One of the first things that A.I. could be integrated into is grading and not just scantrons. A.I. has the ability to scan then grade handwritten work such as essays, tests, and homework. One such program that does this is ‘BakPax’. It allows teachers to quickly take a picture of an assignment and grades it immediately. The program then gives analytics to teachers to help them understand their students better.
It typically takes English teachers a few weeks to grade short essays from some of their classes. A.I. can grade those essays in hours and generate data reports. These reports could tell teachers how their students are taking in what they are teaching. And even if A.I. did make mistakes or errors that the teacher did not agree with, the program can learn from that to not that mistake or those like it again.
Along with grading, A.I. could also personalize learning for students. Through complex algorithms, the program learns from itself in seconds, much like a human. Education could become personalized to fit a certain student’s learning habits. This could solve one of the biggest problems teachers face. Students learn in different styles; like visual, auditory, or kinetic learners.
Jim Rossi teaches government and US history at Monte Vista. He has centered part of his class’s studies on China around their rampant use of artificial intelligence throughout the country. China has notably increased its use of A.I. heavily in education. Certain headbands are being used in Chinese classrooms to monitor student engagement levels and reports go to teachers as well as parents everyday. Data generated by the classrooms are then reported to the government.
Rossi, however, sees the new A.I. technology as a tool for teachers, not a replacement.
“One thing A.I. can’t do is socialize and that’s important in school,” Rossi said. “It may help students learn a certain trade, but not basic skills for life”

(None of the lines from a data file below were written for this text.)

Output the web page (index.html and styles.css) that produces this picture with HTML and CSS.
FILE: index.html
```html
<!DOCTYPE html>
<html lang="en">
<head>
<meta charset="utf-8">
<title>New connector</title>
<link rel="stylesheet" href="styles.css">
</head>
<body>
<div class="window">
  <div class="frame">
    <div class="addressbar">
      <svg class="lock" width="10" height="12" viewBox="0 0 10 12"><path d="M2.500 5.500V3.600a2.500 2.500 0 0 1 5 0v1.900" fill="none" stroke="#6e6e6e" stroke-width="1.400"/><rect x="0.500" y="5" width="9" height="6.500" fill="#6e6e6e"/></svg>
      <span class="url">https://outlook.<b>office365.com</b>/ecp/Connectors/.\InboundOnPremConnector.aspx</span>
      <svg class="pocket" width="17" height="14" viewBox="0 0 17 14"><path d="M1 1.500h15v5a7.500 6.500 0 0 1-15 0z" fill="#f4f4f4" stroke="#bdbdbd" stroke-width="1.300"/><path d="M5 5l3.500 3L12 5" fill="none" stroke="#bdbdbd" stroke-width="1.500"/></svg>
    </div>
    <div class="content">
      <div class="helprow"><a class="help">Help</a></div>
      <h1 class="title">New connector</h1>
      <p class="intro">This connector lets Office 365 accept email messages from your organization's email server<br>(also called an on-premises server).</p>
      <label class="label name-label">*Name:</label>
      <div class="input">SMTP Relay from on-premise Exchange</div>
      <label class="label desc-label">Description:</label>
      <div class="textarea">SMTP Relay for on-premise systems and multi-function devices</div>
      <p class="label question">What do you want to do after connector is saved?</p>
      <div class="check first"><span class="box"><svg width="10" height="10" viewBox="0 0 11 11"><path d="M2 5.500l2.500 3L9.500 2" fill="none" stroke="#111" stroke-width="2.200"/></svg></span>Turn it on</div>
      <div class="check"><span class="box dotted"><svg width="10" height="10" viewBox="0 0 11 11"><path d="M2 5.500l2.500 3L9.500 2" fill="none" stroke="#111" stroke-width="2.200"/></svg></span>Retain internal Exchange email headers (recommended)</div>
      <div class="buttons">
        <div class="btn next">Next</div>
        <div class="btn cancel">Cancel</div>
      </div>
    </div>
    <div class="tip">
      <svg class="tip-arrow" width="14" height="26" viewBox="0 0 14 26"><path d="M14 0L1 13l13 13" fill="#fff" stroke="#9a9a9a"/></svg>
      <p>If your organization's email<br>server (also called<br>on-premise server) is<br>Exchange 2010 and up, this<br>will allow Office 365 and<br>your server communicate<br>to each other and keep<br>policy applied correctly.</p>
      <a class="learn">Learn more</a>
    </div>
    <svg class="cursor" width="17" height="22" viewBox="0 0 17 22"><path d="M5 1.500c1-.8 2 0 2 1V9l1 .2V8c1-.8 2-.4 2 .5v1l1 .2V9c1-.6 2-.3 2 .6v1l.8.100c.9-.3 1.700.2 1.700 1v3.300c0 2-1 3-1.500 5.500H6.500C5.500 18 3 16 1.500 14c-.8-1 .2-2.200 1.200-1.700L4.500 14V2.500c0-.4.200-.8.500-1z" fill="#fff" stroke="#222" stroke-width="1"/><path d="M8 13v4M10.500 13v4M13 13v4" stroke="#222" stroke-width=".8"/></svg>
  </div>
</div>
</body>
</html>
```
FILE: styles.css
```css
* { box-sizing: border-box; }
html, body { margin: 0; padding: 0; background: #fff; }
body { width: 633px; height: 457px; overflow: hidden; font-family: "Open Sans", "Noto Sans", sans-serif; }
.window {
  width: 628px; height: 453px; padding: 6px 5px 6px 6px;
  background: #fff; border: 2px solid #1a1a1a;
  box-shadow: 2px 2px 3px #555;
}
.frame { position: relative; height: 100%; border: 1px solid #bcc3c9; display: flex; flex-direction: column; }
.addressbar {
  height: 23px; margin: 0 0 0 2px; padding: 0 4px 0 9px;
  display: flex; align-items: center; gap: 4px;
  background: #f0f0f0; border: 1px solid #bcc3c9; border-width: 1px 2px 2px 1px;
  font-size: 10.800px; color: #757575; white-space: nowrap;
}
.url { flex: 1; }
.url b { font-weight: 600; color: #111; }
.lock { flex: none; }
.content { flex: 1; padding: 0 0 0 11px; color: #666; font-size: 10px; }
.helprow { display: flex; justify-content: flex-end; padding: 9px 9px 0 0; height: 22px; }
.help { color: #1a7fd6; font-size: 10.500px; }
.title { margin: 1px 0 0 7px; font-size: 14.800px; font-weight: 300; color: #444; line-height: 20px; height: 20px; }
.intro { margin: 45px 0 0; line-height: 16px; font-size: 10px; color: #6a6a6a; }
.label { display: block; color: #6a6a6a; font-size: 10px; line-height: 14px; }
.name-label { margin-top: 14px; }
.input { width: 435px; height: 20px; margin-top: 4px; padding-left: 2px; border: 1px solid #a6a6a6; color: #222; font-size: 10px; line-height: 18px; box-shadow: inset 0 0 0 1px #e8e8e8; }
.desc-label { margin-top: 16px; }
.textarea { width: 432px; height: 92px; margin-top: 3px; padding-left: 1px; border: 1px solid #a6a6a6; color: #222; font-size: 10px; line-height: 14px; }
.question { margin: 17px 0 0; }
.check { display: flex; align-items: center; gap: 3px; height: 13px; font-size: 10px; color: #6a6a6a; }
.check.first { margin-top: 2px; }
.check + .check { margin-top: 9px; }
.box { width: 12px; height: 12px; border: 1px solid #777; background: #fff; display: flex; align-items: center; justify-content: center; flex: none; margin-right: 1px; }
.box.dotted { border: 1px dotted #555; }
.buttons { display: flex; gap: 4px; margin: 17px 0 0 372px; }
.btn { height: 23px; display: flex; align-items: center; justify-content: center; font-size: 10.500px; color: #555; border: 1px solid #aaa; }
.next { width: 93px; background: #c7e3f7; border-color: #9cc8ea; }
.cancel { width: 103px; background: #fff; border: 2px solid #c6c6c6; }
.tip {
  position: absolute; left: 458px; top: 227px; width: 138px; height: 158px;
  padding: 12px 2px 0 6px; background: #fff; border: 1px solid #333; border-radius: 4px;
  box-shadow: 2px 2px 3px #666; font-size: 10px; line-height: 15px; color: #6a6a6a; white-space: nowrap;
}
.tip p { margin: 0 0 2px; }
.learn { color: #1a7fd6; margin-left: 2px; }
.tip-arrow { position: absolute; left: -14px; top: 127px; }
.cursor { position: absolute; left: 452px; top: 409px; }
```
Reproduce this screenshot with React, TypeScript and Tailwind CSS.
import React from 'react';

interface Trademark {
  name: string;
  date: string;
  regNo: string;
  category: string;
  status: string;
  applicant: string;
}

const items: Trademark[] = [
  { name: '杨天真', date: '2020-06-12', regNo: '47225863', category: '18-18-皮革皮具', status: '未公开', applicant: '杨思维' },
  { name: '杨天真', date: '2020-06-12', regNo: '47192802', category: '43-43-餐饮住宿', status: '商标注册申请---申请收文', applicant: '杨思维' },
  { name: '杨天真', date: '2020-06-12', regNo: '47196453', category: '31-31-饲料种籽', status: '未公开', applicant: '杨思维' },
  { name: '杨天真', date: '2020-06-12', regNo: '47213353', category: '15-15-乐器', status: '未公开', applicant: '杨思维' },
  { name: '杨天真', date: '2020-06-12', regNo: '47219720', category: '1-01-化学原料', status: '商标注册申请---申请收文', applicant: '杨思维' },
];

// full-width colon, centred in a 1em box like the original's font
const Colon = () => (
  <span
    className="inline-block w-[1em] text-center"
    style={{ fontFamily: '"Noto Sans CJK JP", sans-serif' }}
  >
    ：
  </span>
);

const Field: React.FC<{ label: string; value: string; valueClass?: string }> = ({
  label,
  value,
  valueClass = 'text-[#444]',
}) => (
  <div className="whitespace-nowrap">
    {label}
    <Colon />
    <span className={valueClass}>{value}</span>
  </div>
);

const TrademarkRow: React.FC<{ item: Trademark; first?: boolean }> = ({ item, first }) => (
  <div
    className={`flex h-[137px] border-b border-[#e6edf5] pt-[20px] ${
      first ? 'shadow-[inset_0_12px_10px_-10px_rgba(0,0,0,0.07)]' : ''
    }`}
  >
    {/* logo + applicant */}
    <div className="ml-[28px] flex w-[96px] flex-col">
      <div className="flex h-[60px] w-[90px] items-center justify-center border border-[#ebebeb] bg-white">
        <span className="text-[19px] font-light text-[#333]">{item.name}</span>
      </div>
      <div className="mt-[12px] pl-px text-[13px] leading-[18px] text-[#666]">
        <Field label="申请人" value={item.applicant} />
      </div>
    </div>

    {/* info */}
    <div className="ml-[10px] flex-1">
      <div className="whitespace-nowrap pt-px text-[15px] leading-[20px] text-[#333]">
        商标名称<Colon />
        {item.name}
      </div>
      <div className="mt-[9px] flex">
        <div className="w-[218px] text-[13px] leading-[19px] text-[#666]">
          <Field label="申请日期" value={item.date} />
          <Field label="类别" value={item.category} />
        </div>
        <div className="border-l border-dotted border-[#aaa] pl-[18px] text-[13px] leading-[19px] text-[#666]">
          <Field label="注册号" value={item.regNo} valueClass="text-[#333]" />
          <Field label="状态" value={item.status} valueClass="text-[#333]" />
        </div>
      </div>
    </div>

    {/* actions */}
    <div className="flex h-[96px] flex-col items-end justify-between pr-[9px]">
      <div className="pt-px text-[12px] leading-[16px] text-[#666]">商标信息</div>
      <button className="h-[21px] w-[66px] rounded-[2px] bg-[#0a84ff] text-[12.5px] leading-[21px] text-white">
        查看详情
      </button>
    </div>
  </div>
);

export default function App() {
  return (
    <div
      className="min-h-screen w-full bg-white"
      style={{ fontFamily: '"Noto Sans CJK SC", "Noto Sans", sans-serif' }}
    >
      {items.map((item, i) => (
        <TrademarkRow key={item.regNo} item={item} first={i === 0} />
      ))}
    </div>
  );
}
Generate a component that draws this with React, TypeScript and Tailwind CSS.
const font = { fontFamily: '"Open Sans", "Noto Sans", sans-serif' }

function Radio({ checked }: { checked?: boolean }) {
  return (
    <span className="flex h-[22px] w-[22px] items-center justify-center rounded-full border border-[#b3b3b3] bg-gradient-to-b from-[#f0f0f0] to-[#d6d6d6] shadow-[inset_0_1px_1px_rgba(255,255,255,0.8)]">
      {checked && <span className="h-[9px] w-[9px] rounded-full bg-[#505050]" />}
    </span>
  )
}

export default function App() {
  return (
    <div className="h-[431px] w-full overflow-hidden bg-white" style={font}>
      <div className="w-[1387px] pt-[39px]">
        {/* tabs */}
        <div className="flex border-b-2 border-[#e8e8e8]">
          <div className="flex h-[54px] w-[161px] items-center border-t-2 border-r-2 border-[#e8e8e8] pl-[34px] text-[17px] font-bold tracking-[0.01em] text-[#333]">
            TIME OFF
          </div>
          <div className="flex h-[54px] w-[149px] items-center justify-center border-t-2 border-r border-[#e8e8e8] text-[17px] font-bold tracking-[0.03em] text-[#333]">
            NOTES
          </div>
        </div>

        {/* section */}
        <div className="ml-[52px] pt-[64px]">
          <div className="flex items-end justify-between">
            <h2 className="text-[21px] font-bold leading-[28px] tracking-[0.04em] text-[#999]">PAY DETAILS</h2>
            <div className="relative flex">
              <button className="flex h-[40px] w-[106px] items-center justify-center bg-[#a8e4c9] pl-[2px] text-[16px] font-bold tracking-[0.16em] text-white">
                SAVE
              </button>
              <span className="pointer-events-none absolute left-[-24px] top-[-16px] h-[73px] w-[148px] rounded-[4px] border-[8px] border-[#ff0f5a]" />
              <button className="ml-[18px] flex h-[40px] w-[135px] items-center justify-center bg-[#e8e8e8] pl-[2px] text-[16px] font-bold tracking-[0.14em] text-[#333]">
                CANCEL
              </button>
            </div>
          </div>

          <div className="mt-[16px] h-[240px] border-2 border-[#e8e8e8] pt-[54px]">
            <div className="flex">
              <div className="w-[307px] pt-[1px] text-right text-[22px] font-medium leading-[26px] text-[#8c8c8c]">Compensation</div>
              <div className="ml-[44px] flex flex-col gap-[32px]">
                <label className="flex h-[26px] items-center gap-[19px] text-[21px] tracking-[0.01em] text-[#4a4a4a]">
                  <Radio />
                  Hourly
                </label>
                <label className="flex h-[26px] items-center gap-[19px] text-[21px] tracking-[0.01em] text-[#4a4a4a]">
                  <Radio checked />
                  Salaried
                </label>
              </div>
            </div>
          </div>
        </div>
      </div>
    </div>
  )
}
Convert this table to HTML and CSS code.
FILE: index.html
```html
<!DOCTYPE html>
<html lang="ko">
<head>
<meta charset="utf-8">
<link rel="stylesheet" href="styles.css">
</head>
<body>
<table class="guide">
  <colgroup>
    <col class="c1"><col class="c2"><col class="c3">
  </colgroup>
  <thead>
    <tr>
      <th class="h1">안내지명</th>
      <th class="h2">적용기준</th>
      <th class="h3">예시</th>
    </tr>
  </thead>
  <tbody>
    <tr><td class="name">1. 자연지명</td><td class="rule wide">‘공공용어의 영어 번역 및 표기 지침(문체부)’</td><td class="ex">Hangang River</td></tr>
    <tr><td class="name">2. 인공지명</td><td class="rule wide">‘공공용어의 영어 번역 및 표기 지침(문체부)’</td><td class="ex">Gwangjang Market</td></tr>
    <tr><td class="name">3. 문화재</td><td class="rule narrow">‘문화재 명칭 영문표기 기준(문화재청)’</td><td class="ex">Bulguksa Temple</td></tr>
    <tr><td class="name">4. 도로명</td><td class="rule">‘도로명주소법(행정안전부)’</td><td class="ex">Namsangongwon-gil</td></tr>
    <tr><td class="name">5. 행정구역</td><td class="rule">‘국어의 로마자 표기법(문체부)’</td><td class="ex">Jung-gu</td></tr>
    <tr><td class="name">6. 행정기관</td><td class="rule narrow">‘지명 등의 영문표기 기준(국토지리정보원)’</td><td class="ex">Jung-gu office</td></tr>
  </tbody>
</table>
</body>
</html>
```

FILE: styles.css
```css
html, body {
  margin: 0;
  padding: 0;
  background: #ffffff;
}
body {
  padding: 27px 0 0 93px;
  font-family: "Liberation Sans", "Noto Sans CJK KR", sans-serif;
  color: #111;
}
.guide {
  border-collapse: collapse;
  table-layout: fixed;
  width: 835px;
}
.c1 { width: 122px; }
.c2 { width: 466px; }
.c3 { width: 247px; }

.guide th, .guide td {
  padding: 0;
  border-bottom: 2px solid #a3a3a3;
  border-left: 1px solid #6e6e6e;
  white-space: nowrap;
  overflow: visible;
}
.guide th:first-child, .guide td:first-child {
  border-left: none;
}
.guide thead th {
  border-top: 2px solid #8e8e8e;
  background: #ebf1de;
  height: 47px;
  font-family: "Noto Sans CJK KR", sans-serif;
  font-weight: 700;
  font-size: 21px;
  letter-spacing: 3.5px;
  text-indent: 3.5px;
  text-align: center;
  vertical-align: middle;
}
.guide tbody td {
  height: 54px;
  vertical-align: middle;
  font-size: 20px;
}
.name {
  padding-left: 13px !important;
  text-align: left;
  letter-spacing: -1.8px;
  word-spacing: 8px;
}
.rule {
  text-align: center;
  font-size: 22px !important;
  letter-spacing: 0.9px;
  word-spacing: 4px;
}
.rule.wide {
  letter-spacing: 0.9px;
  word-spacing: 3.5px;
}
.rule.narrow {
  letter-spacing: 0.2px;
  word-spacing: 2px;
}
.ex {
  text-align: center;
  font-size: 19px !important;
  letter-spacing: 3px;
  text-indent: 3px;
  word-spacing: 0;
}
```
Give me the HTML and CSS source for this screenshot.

Rossi does have a point. A.I. does not yet have the capability to completely act like a human being. Although it has noticeably improved with Amazon’s Alexa and Google Home over the past few years, it is still obvious that these are machines and programs. Human interaction is something that A.I. will have a very difficult time replicating.
A.I. can be used in classrooms across the world to help students learn, but for many it should be an aid to teachers, not a substitute. According to the Artificial Intelligence Market in the US Education Sector, the use of A.I. in US education is projected to increase by nearly 50-percent in the next two-to-three years. The idea, as well as the entire industry, is a relatively new one, and the repercussions are somewhat unclear. However, what does seem to be clear is the fact that A.I. is cementing itself in our lives of consumers and businesses around the world, and possibly educators soon.